There is actually not too much about the Summit that can be improved. It is after all a stylish looking black bar that chucks out a serious amount of heat. Beware that friends leaving your house will no doubt bitch about why you got Bang & Olufsen speaker system for your dining room on their drive home, so it might be best to point out what the Summit is / does to avoid any home A/V envy. Or maybe you don’t tell them?!?
I guess in an ideal world the 2600R would remember it’s power state between power off/on states.
Perhaps the non remote 2600 could have hard set heating modes (full power / half power) which would mean you could use them at half power in some situations that would never need the full 2600W – above tables with a lower ceiling perhaps.
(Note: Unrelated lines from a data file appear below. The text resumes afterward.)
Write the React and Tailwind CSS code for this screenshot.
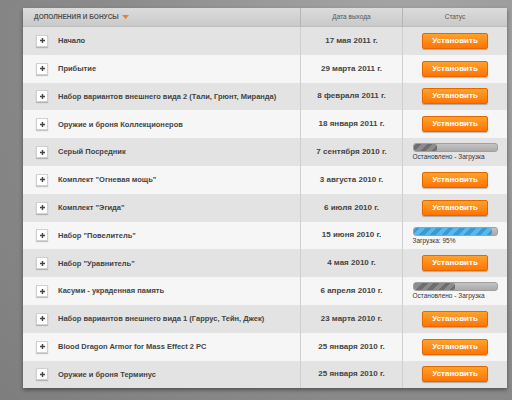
import React from 'react'

const rows = [
  { name: 'Начало', date: '17 мая 2011 г.', status: 'install' },
  { name: 'Прибытие', date: '29 марта 2011 г.', status: 'install' },
  { name: 'Набор вариантов внешнего вида 2 (Тали, Грюнт, Миранда)', date: '8 февраля 2011 г.', status: 'install' },
  { name: 'Оружие и броня Коллекционеров', date: '18 января 2011 г.', status: 'install' },
  { name: 'Серый Посредник', date: '7 сентября 2010 г.', status: 'stopped', pct: 28 },
  { name: 'Комплект "Огневая мощь"', date: '3 августа 2010 г.', status: 'install' },
  { name: 'Комплект "Эгида"', date: '6 июля 2010 г.', status: 'install' },
  { name: 'Набор "Повелитель"', date: '15 июня 2010 г.', status: 'loading', pct: 95 },
  { name: 'Набор "Уравнитель"', date: '4 мая 2010 г.', status: 'install' },
  { name: 'Касуми - украденная память', date: '6 апреля 2010 г.', status: 'stopped', pct: 50 },
  { name: 'Набор вариантов внешнего вида 1 (Гаррус, Тейн, Джек)', date: '23 марта 2010 г.', status: 'install' },
  { name: 'Blood Dragon Armor for Mass Effect 2 PC', date: '25 января 2010 г.', status: 'install' },
  { name: 'Оружие и броня Терминус', date: '25 января 2010 г.', status: 'install' },
]

function InstallButton() {
  return (
    <button className="w-[66px] h-[16px] rounded-[2px] bg-gradient-to-b from-[#ffa12a] to-[#ff7400] border border-[#e06a00] text-white text-[8px] font-bold shadow-[0_1px_1px_rgba(0,0,0,0.25)] leading-none">
      Установить
    </button>
  )
}

function Progress({ pct, blue, label }) {
  const fill = blue
    ? 'repeating-linear-gradient(-45deg, #3a9ad6 0 4px, #5ab8ea 4px 8px)'
    : 'repeating-linear-gradient(-45deg, #6e6e6e 0 4px, #8c8c8c 4px 8px)'
  return (
    <div className="w-[85px] flex flex-col items-start">
      <div className="w-full h-[9px] rounded-[3px] bg-gradient-to-b from-[#c4c4c4] to-[#aaaaaa] overflow-hidden border border-[#a0a0a0]">
        <div className="h-full rounded-[2px]" style={{ width: `${pct}%`, background: fill }} />
      </div>
      <div className="text-[6.5px] text-[#333] mt-[2px] leading-none">{label}</div>
    </div>
  )
}

export default function App() {
  return (
    <div
      className="w-[512px] h-[400px] overflow-hidden pt-[8px] pl-[23px]"
      style={{ fontFamily: '"Liberation Sans", Arial, sans-serif', background: 'radial-gradient(circle at 80% 15%, #a8a8a8, #8c8c8c 55%, #7e7e7e)' }}
    >
      <div className="w-[484px] bg-white shadow-[0_2px_4px_rgba(0,0,0,0.4)]">
        <div className="flex h-[19px] bg-gradient-to-b from-[#dcdcdc] to-[#c9c9c9] text-[#555] text-[6.5px] border-b border-[#bdbdbd]">
          <div className="w-[277px] flex items-center pl-[11px] font-bold">
            ДОПОЛНЕНИЯ И БОНУСЫ
            <svg width="7" height="5" viewBox="0 0 7 5" className="ml-[3px]">
              <path d="M0 0 L7 0 L3.5 4 Z" fill="#f57d20" />
            </svg>
          </div>
          <div className="w-[102px] border-l border-[#b5b5b5] flex items-center justify-center">Дата выхода</div>
          <div className="flex-1 border-l border-[#b5b5b5] flex items-center justify-center">Статус</div>
        </div>
        {rows.map((r, i) => (
          <div
            key={i}
            className={`flex h-[27.8px] ${i % 2 === 0 ? 'bg-[#e3e3e3]' : 'bg-[#f6f6f6]'}`}
          >
            <div className="w-[277px] flex items-center pl-[13px]">
              <div className="w-[12px] h-[12px] bg-white border border-[#d0d0d0] shadow-[0_1px_1px_rgba(0,0,0,0.2)] flex items-center justify-center">
                <svg width="7" height="7" viewBox="0 0 7 7">
                  <path d="M3.5 1 V6 M1 3.5 H6" stroke="#444" strokeWidth="1.4" />
                </svg>
              </div>
              <span className="ml-[10px] text-[7.5px] font-bold text-[#444] whitespace-nowrap">{r.name}</span>
            </div>
            <div className="w-[102px] border-l border-[#cfcfcf] flex items-center justify-center text-[8px] font-bold text-[#444]">
              {r.date}
            </div>
            <div className="flex-1 border-l border-[#cfcfcf] flex items-center justify-center">
              {r.status === 'install' && <InstallButton />}
              {r.status === 'stopped' && <Progress pct={r.pct} label="Остановлено - Загрузка" />}
              {r.status === 'loading' && <Progress pct={r.pct} blue label="Загрузка: 95%" />}
            </div>
          </div>
        ))}
      </div>
    </div>
  )
}
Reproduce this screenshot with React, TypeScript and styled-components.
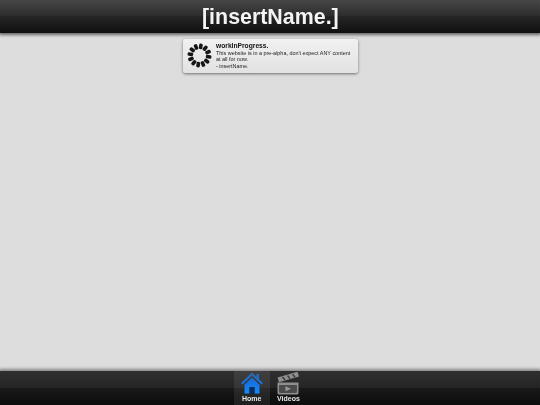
import * as React from "react";
import styled, { createGlobalStyle } from "styled-components";

const GlobalStyle = createGlobalStyle`
  html, body {
    margin: 0;
    padding: 0;
    height: 100%;
    overflow: hidden;
    font-family: "Liberation Sans", Arial, sans-serif;
  }
  #root {
    height: 100%;
  }
`;

const Page = styled.div`
  display: flex;
  flex-direction: column;
  height: 405px;
  background: #dddddd;
`;

const Header = styled.header`
  position: relative;
  z-index: 1;
  height: 33px;
  flex-shrink: 0;
  display: flex;
  justify-content: center;
  background:
    repeating-linear-gradient(90deg, rgba(0, 0, 0, 0.04) 0 1px, transparent 1px 2px),
    linear-gradient(#484848 0, #2e2e2e 48%, #262626 50%, #101010 100%);
  box-shadow: 0 1px 3px 1px rgba(0, 0, 0, 0.55);
`;

const Title = styled.h1`
  margin: 1px 0 0;
  color: #f4f4f4;
  font-size: 21.4px;
  font-weight: bold;
  line-height: 33px;
  will-change: transform;
`;

const Content = styled.main`
  flex: 1;
  display: flex;
  justify-content: center;
  align-items: flex-start;
  padding-top: 6px;
`;

const Card = styled.section`
  width: 175px;
  height: 34px;
  display: flex;
  align-items: flex-start;
  border-radius: 3px;
  background: linear-gradient(#f1f1f1, #e2e2e2);
  box-shadow: 0 1px 3px rgba(0, 0, 0, 0.5);
`;

const SpinnerBox = styled.div`
  width: 33px;
  height: 32px;
  flex-shrink: 0;
  display: flex;
  align-items: center;
  justify-content: center;
`;

const CardText = styled.div`
  padding-top: 3px;
  width: 136px;
  will-change: transform;
`;

const CardTitle = styled.h2`
  margin: 0;
  font-size: 6.7px;
  line-height: 8px;
  font-weight: bold;
  color: #111;
`;

const CardLine = styled.p`
  margin: 0;
  font-size: 5.45px;
  line-height: 6.4px;
  color: #222;
`;

const Footer = styled.footer`
  position: relative;
  z-index: 1;
  height: 34px;
  flex-shrink: 0;
  display: flex;
  justify-content: center;
  background:
    repeating-linear-gradient(90deg, rgba(0, 0, 0, 0.04) 0 1px, transparent 1px 2px),
    linear-gradient(#303030 0, #262626 48%, #1a1a1a 50%, #0c0c0c 100%);
  box-shadow: 0 -1px 3px 1px rgba(0, 0, 0, 0.4);
`;

const Tab = styled.div<{ $active?: boolean }>`
  width: 36px;
  display: flex;
  flex-direction: column;
  align-items: center;
  justify-content: flex-end;
  padding-bottom: 2px;
  box-sizing: border-box;
  background: ${(p) => (p.$active ? "rgba(255,255,255,0.08)" : "transparent")};
`;

const TabIcon = styled.svg`
  display: block;
  width: 24px;
  height: 24px;
`;

const TabLabel = styled.span`
  color: #e8e8e8;
  font-size: 7px;
  font-weight: bold;
  line-height: 8px;
  will-change: transform;
`;

const Spinner = () => (
  <svg width="25" height="25" viewBox="0 0 25 25">
    {Array.from({ length: 12 }).map((_, i) => (
      <rect
        key={i}
        x="10.7"
        y="0.5"
        width="3.6"
        height="5.6"
        rx="1.3"
        fill="#161616"
        transform={`rotate(${i * 30 + 8} 12.5 12.5)`}
      />
    ))}
  </svg>
);

const HomeIcon = () => (
  <TabIcon viewBox="0 0 24 24">
    <defs>
      <linearGradient id="homeBlue" x1="0" y1="0" x2="0" y2="1">
        <stop offset="0" stopColor="#2c68a8" />
        <stop offset="0.45" stopColor="#1670e0" />
        <stop offset="1" stopColor="#118cff" />
      </linearGradient>
    </defs>
    <path
      d="M12 1.5 L16.5 5.8 V3 H19 V8.2 L23 12 L21.5 13.5 L12 4.5 L2.5 13.5 L1 12 Z M4.5 13.8 L12 6.6 L19.5 13.8 V22.5 H14.5 V16 H9.5 V22.5 H4.5 Z"
      fill="url(#homeBlue)"
    />
    <rect x="9.5" y="16" width="5" height="6.5" fill="#0c2c5c" />
  </TabIcon>
);

const VideoIcon = () => (
  <TabIcon viewBox="0 0 24 24">
    <path d="M1.5 6.4 L21.5 0.8 L23 5.6 L3 11.2 Z" fill="#8e8e8e" />
    <path d="M6.5 6 L9 9 M11.5 4.5 L14 7.6 M16.5 3.1 L19 6.2" stroke="#3c3c3c" strokeWidth="1.5" />
    <path
      fillRule="evenodd"
      d="M1.5 11.5 H22.5 V22 Q22.5 23.5 21 23.5 H3 Q1.5 23.5 1.5 22 Z M3.5 14 V21.5 H20.5 V14 Z"
      fill="#8e8e8e"
    />
    <rect x="3.5" y="14" width="17" height="7.5" fill="#4a4a4a" />
    <path d="M9.5 15.2 L15 17.8 L9.5 20.3 Z" fill="#9a9a9a" />
  </TabIcon>
);

export default function App() {
  return (
    <Page>
      <GlobalStyle />
      <Header>
        <Title>[insertName.]</Title>
      </Header>
      <Content>
        <Card>
          <SpinnerBox>
            <Spinner />
          </SpinnerBox>
          <CardText>
            <CardTitle>workInProgress.</CardTitle>
            <CardLine>This website is in a pre-alpha, don't expect ANY content at all for now.</CardLine>
            <CardLine>- insertName.</CardLine>
          </CardText>
        </Card>
      </Content>
      <Footer>
        <Tab $active>
          <HomeIcon />
          <TabLabel>Home</TabLabel>
        </Tab>
        <Tab>
          <VideoIcon />
          <TabLabel>Videos</TabLabel>
        </Tab>
      </Footer>
    </Page>
  );
}
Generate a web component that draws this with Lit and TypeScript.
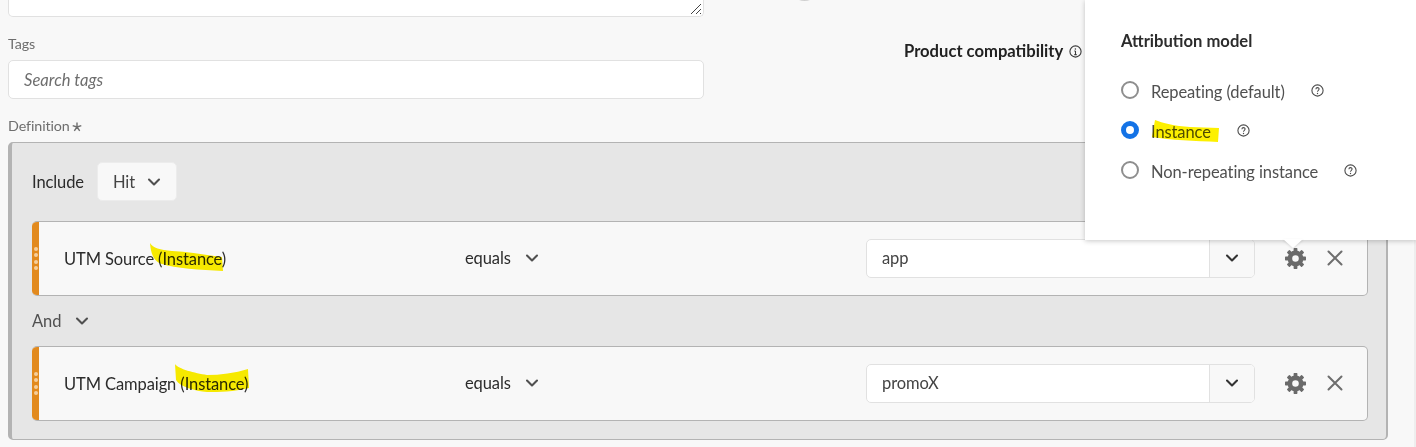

My main gripe about Summit isn’t with the heater at all, it’s with the ‘Mechano’ style brackets used to mount it, which look like the product of a primary school metalwork class. This is not too much of an issue if you choose to wall mount (as we have) because the heater hides the brackets from view as they are directly behind the unit.
Also the brackets have five holes that enable you to tilt the bracket down at a various angles, but the next one down from ‘horizontal’ is quite steep. I would really like to be able to have finer adjustment over the panels tilt, to dip the heater with a shallower angle.
So if you want your summit ceiling mounted, you are going to see the brackets and I’m afraid, they do spoil the clean lines and stylish look of the unit.
What’s needed is a bracket that is sexier looking, more adjustable, and ideally white.
But considering Herschel has got the heater part of their Summit 2600 product right, fixing the brackets should not be a… huge.. err… mountain to climb!?